You may remember our post a couple of years ago promoting Fat Walls. In their 11/11 monthly newsletter, Energy Design Update recently reported on 15 different wall assemblies modeled through TRNSYS software. The walls were simulated in the climates typical to Atlanta, Pittsburgh, and Phoenix. Of the 15 walls, three tied in first place for an overall value of R-43. One of these walls fills a 2x6 cavity with closed cell polyurethane spray foam for a rather high price tag. The second wall involves 10" thick SIPS. The third wall is our option number four from the previously mentioned post with 2" more of foam. That is, a 2x6 wall with blow-in and 4" of outboard XPS foam. As we mentioned back when we wrote the initial post, this makes window detailing a bit of a bear. Attachment issues come into play as well. The advantage of this system is the standard wall framing and no loss of floor space inside the house.

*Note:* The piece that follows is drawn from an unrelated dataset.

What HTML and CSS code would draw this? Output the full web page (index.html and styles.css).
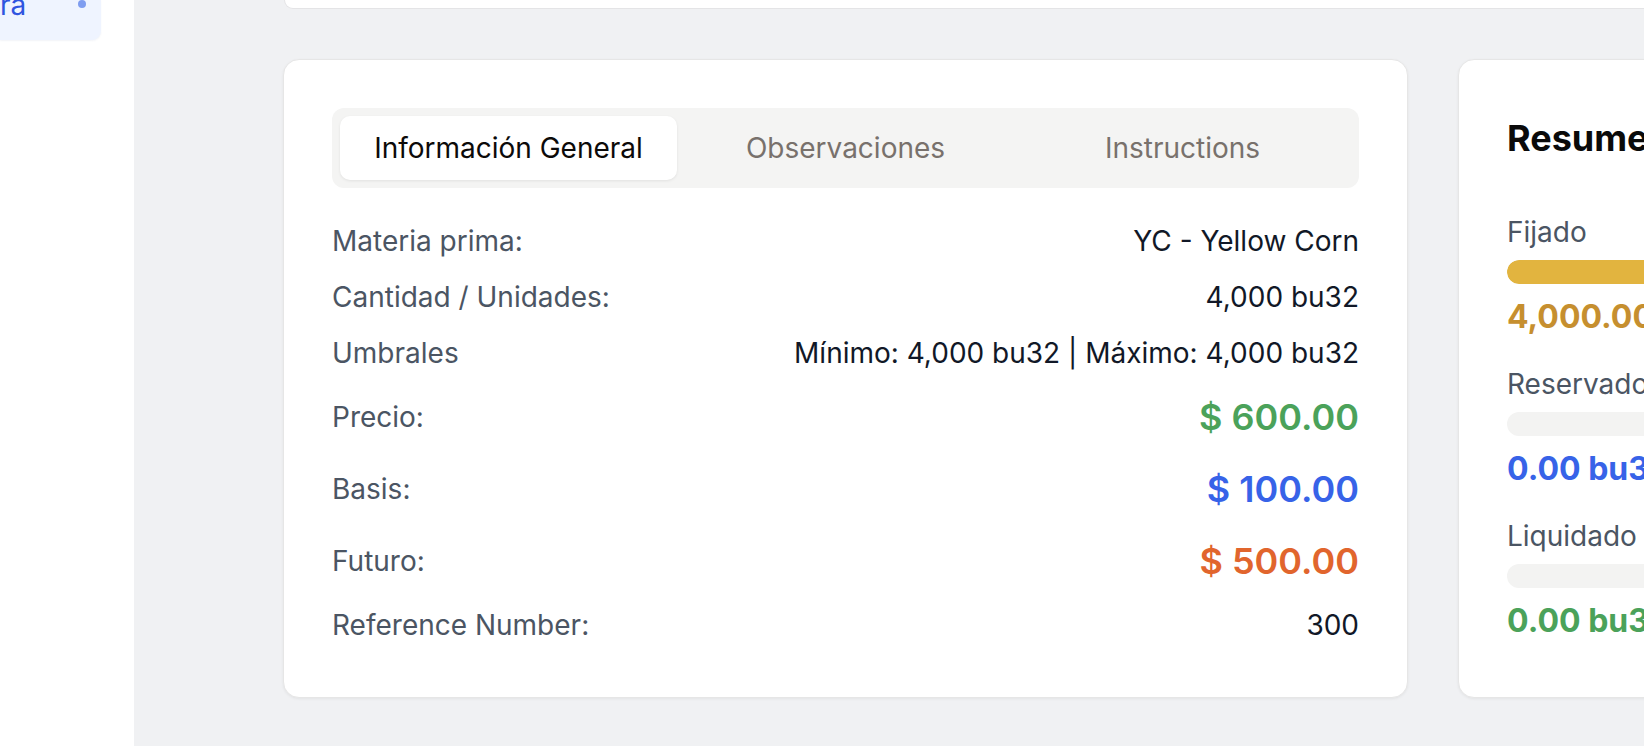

A reasonable compromise might be 3" of foam. This allows the use of true 2x4 for bucking out windows while allowing 1/2" air space. Half inch furring strips can then be used over the foam for attachment as well as a rainscreen.
They also modeled a similar wall as our top choice, double 2x4, total 8" thick with 2" of outboard foam. Our results? R-40 with U-0.20 windows. Their results were R-38 with U-0.25 windows. As you should know, U-0.20 windows are slightly better than U-0.25 resulting in a slightly higher total wall R-value.
So apparently we know what we're doing!